40% of Consumers Lose Trust in "Phished" Brands
YouGov and CloudMark have published a survey that brand managers might find worthwhile reading - not that they are likely to learn anything new. To the surprise of no one, brands, once phished, are no longer trusted by 40% of consumers.
From VUNet: "Banks' reputations were the hardest hit when it comes to phishing. Over 40 per cent of respondents said that a phishing email about their bank would put them off. A similar percentage felt the same about their ISP, 36 per cent about an online shopping site and 33 per cent about a social networking site."
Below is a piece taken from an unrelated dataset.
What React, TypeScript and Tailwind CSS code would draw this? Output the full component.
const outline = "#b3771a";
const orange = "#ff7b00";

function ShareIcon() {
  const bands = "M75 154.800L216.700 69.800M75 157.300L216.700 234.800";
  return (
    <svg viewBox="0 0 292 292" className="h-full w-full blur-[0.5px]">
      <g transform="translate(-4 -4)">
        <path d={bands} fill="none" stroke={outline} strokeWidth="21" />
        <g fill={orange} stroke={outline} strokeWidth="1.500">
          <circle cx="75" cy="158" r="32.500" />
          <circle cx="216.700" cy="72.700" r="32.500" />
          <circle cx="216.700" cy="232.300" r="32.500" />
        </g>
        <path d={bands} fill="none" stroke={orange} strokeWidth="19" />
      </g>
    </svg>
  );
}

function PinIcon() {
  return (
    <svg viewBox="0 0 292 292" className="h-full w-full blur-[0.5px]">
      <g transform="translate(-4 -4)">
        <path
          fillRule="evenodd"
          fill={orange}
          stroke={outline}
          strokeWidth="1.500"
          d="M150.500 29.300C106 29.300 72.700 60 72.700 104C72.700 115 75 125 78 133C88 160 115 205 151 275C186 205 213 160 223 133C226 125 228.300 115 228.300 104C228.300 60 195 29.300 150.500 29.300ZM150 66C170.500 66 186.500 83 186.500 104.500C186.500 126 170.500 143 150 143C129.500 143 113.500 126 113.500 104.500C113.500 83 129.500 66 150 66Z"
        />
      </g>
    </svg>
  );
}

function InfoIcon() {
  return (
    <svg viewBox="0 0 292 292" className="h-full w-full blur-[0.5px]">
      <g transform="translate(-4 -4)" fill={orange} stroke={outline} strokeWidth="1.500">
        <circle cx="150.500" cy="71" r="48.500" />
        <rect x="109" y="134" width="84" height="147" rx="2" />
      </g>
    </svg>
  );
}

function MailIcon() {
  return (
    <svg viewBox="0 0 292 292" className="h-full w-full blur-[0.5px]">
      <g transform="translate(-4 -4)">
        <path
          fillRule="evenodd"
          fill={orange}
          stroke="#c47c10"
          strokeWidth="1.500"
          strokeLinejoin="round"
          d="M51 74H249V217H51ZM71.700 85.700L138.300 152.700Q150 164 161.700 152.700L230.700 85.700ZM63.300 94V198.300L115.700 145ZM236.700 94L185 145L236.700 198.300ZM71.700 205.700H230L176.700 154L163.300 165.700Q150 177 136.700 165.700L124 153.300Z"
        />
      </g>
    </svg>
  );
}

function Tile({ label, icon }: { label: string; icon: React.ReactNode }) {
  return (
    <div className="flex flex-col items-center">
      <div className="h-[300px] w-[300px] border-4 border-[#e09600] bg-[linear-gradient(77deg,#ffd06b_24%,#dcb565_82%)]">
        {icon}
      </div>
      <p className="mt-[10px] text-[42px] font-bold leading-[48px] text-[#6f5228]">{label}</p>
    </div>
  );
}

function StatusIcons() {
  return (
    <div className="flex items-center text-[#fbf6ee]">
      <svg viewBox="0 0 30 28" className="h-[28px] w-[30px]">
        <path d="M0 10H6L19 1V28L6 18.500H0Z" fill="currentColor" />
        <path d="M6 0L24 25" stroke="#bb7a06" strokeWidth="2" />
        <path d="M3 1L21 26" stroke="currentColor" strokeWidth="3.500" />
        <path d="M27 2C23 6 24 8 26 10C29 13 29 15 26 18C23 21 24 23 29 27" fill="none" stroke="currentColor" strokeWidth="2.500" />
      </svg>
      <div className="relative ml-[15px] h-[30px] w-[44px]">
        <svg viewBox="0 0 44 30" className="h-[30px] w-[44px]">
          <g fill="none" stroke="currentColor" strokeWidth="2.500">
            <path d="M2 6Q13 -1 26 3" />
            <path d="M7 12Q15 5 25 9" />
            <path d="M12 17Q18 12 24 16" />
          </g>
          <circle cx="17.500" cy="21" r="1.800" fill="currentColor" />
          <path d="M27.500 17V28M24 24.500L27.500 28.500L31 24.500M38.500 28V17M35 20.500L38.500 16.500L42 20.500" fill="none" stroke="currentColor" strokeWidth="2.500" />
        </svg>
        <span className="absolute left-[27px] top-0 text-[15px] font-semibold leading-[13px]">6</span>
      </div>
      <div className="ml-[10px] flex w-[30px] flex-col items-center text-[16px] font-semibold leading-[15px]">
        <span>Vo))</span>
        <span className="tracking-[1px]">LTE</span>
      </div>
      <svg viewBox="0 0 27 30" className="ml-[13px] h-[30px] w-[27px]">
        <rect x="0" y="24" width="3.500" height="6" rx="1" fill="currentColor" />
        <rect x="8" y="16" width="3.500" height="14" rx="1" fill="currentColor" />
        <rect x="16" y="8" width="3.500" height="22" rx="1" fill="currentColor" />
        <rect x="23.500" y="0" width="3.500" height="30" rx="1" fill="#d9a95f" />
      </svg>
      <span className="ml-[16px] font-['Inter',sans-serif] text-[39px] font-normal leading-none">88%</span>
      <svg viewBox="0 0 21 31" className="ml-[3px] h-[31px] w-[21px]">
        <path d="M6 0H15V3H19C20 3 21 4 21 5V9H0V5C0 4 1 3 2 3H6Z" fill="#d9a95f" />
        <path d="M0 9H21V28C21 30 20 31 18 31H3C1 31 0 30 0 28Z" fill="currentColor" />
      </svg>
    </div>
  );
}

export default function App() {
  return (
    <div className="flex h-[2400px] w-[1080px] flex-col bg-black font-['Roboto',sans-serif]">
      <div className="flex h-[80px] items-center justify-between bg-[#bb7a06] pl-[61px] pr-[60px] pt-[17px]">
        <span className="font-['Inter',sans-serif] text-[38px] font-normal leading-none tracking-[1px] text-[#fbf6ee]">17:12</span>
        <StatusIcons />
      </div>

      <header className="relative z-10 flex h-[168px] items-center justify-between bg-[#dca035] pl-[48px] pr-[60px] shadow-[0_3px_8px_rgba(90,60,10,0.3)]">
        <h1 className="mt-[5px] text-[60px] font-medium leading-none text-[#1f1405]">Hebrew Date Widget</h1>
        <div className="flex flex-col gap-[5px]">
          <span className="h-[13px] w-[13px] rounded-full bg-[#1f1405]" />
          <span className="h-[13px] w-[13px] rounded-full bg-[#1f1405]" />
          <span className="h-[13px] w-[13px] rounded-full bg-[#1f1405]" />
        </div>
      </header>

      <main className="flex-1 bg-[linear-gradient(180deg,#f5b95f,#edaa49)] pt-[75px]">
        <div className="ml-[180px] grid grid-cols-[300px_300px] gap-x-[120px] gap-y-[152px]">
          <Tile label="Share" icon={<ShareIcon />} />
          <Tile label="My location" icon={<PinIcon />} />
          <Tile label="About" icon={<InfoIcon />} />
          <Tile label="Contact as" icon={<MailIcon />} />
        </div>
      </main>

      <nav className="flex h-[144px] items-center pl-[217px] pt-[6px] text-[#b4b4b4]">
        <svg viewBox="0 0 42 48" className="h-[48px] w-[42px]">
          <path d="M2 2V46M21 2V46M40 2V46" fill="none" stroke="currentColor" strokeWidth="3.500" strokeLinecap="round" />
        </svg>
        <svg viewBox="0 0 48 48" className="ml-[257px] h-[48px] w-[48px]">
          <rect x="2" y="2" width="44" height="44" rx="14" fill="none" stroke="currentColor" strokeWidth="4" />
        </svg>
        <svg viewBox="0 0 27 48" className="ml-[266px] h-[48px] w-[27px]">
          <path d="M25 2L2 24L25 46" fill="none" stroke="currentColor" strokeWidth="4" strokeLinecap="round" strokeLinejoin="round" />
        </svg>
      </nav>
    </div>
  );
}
That wasn't the most surprising statistic to me - according to the survey, only 26% saw it as a user-level problem, while fully 40% of those surveyed felt their ISP should be primarily responsible for stopping phishing attacks. From The Register:
One in four (26 per cent) of 1,960 adults surveyed reckon the main responsibility for protecting against phishing attacks lies with themselves, with a similar percentage (23 per cent) responding that their ISP ought to bear the brunt of filtering spam emails. A further (17 per cent) think the sender's ISP and email service provider holds the greatest responsibility in combating scam emails.
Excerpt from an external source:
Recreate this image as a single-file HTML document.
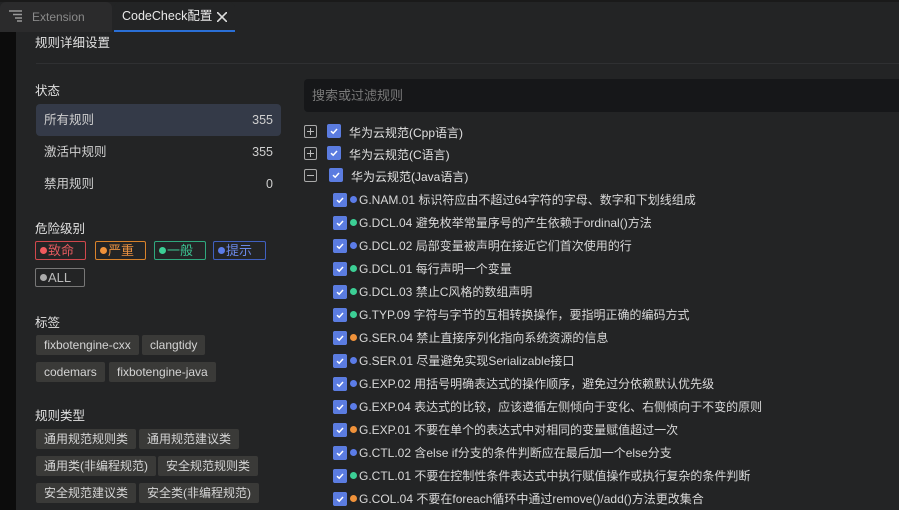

Also troubling is the news that VOIP-based caller ID spoofing (aka "vishing") appears to be well on its way into the mainstream of attacks in the UK as well. Here's Neil Cook, Cloudmarks's UK technology chief, quoted in the same article:
"If the recipient makes the call, it gets routed to a cheap VoIP answering system, which may have been set-up on a compromised host. The system captures the user ID and pincode to sell on to the highest bidder, who then has full access to your account. All the while the call seems very genuine. The reassurance of speaking to an individual rather than working online will lead to many instances of consumers falling foul to such threats."
If you've never set up a call center, this probably sounds like science fiction, but unfortunately, this kind of "vishing" is extremely easy to set up, very cheap, incredibly portable, and because it sounds so real and involves live call-center-like humans, rather convincing.